** start DATA LISTING **

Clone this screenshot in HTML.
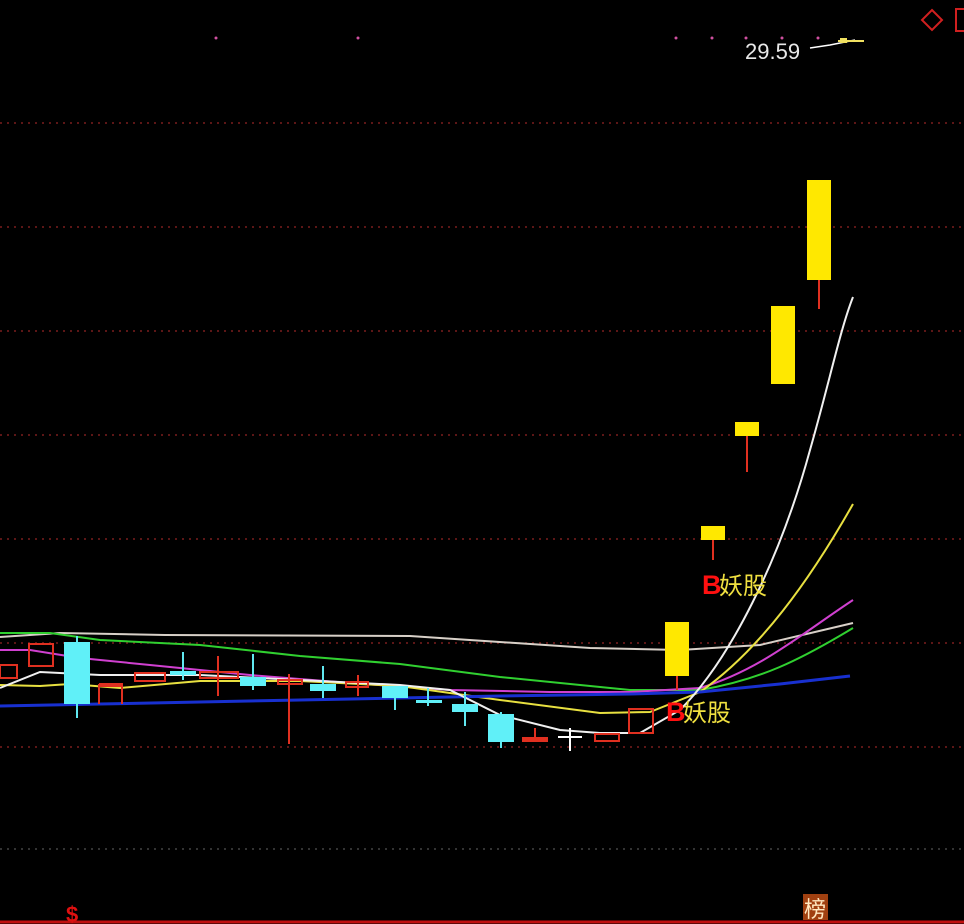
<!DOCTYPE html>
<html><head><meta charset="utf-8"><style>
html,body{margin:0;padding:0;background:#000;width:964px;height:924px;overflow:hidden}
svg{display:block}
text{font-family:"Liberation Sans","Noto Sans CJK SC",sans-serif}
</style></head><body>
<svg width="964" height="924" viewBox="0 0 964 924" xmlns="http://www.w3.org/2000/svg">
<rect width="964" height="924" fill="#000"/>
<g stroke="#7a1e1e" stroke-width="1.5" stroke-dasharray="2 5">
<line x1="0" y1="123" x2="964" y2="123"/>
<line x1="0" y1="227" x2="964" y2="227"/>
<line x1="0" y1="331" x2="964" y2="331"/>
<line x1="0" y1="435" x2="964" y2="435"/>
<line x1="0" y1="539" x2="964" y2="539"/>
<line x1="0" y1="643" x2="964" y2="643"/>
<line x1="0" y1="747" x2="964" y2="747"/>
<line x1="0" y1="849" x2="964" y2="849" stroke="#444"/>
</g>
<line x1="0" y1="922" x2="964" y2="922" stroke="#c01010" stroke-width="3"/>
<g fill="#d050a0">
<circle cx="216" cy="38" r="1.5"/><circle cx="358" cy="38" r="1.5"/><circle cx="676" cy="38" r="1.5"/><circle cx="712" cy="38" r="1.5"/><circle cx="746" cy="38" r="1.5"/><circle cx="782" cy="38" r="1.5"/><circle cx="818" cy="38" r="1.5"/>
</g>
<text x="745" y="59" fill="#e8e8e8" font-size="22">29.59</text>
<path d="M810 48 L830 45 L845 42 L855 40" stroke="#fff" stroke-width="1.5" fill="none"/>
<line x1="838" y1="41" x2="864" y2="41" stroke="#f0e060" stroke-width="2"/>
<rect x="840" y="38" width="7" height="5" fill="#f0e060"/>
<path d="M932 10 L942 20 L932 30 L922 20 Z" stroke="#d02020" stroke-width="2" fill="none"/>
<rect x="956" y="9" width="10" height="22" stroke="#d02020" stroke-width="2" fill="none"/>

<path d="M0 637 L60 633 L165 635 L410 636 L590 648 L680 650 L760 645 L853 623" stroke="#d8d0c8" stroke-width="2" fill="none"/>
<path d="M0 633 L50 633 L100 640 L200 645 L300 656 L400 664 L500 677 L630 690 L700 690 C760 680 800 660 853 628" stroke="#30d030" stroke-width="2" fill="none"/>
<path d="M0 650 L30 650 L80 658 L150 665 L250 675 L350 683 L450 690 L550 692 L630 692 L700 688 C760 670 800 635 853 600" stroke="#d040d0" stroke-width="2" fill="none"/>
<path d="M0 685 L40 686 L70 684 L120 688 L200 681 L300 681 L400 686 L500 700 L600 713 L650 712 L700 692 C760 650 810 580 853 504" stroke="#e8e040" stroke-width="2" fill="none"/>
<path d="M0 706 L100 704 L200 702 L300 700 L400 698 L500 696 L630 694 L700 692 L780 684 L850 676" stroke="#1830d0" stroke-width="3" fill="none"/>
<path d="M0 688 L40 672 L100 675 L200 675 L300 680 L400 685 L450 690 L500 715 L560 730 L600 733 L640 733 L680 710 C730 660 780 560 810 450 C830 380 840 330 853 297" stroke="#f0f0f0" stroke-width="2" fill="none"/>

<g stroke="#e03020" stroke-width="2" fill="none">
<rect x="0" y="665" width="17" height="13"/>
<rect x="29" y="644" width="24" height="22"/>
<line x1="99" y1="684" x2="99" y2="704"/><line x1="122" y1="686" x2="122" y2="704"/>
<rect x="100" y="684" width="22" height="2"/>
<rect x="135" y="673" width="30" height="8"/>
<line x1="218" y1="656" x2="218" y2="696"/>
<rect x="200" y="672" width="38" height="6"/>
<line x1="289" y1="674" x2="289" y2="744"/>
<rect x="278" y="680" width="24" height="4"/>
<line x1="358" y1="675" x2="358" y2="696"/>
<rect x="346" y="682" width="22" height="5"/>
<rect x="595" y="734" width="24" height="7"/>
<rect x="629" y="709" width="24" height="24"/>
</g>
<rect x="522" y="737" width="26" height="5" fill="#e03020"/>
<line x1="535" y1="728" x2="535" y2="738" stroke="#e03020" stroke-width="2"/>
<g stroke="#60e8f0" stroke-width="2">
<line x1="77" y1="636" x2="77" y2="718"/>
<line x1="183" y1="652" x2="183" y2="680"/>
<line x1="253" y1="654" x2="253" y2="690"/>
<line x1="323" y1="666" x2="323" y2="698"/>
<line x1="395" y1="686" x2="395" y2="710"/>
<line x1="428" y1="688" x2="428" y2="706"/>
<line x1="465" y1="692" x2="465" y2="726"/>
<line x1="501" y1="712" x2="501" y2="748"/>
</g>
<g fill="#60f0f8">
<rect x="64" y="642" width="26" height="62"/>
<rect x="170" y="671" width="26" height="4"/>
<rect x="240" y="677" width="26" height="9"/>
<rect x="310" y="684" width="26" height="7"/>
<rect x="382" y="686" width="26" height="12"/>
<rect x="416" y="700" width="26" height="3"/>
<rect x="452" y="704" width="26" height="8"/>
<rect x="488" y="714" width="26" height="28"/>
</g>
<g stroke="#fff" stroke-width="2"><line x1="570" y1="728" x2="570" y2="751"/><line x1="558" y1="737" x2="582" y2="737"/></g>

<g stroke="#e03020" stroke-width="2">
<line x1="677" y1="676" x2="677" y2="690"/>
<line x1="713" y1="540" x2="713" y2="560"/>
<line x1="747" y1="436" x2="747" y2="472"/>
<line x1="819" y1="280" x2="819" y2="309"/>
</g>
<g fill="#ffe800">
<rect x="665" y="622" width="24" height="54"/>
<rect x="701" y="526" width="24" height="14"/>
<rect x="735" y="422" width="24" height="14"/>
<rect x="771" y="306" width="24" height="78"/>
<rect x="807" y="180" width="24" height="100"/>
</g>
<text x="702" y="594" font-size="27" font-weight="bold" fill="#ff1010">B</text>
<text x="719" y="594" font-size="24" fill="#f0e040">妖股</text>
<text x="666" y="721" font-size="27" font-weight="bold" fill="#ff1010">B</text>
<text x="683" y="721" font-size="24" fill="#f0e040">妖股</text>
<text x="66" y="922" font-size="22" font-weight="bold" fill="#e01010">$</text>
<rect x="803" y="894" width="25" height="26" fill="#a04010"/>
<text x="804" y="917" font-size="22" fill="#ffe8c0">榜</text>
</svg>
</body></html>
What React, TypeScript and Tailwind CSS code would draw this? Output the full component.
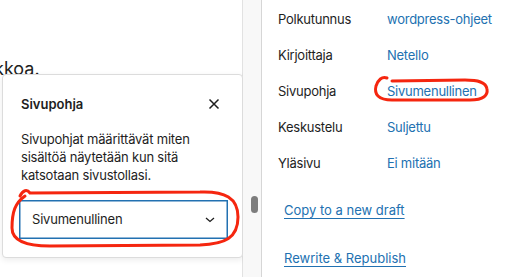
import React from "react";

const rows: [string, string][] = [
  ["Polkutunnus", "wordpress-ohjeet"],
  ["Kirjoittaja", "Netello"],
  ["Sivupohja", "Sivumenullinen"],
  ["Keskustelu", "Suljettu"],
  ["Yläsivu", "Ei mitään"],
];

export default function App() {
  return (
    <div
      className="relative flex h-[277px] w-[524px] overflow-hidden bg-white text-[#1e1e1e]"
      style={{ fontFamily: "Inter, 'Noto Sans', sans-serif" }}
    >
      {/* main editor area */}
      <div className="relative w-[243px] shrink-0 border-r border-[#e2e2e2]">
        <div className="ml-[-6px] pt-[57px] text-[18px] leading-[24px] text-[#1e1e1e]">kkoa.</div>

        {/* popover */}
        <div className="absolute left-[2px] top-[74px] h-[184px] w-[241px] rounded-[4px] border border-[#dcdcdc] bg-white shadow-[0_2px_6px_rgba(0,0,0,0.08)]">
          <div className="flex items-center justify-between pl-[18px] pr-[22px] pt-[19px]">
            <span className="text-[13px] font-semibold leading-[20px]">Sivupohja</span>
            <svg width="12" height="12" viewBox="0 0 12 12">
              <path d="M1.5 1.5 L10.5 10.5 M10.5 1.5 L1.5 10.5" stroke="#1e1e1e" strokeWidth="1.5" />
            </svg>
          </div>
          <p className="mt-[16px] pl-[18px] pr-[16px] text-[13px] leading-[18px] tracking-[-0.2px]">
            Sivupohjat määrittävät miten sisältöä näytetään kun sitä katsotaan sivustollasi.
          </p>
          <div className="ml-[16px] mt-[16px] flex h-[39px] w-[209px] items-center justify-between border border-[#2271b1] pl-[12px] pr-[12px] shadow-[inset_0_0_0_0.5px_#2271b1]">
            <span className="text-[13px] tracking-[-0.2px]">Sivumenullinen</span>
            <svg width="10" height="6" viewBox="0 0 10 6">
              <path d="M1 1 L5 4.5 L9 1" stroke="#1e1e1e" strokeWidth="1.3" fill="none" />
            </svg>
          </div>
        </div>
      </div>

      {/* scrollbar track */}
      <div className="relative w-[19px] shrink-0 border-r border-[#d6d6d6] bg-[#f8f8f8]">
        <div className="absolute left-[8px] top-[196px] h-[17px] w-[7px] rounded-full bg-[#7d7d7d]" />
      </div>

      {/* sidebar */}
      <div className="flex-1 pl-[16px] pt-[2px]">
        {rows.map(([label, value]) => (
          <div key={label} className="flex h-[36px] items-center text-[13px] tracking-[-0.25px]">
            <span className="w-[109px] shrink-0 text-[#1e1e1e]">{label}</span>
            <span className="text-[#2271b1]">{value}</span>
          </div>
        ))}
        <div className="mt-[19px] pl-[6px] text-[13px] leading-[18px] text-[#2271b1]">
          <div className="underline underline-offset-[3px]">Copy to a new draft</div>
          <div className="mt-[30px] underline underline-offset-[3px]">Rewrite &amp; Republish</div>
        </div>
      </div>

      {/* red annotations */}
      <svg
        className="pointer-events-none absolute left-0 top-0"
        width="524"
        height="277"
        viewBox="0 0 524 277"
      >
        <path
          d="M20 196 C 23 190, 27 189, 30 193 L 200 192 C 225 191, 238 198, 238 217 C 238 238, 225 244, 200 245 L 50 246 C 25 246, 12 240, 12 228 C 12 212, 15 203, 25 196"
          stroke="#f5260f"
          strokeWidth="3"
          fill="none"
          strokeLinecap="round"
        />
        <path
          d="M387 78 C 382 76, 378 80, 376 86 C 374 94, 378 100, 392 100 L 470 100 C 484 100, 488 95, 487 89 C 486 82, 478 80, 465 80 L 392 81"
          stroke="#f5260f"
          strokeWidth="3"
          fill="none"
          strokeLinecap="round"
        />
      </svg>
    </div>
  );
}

** end DATA LISTING **

**WORK TO DO**
In the listing above, find the line containing "What React, TypeScript" and the line containing "pt-[57px] text-[18px] leading-[24px]". Reproduce those lines and all between them exactly, with no pictures and nothing more.

**ANSWER TO THE PROBLEM**
What React, TypeScript and Tailwind CSS code would draw this? Output the full component.
import React from "react";

const rows: [string, string][] = [
  ["Polkutunnus", "wordpress-ohjeet"],
  ["Kirjoittaja", "Netello"],
  ["Sivupohja", "Sivumenullinen"],
  ["Keskustelu", "Suljettu"],
  ["Yläsivu", "Ei mitään"],
];

export default function App() {
  return (
    <div
      className="relative flex h-[277px] w-[524px] overflow-hidden bg-white text-[#1e1e1e]"
      style={{ fontFamily: "Inter, 'Noto Sans', sans-serif" }}
    >
      {/* main editor area */}
      <div className="relative w-[243px] shrink-0 border-r border-[#e2e2e2]">
        <div className="ml-[-6px] pt-[57px] text-[18px] leading-[24px] text-[#1e1e1e]">kkoa.</div>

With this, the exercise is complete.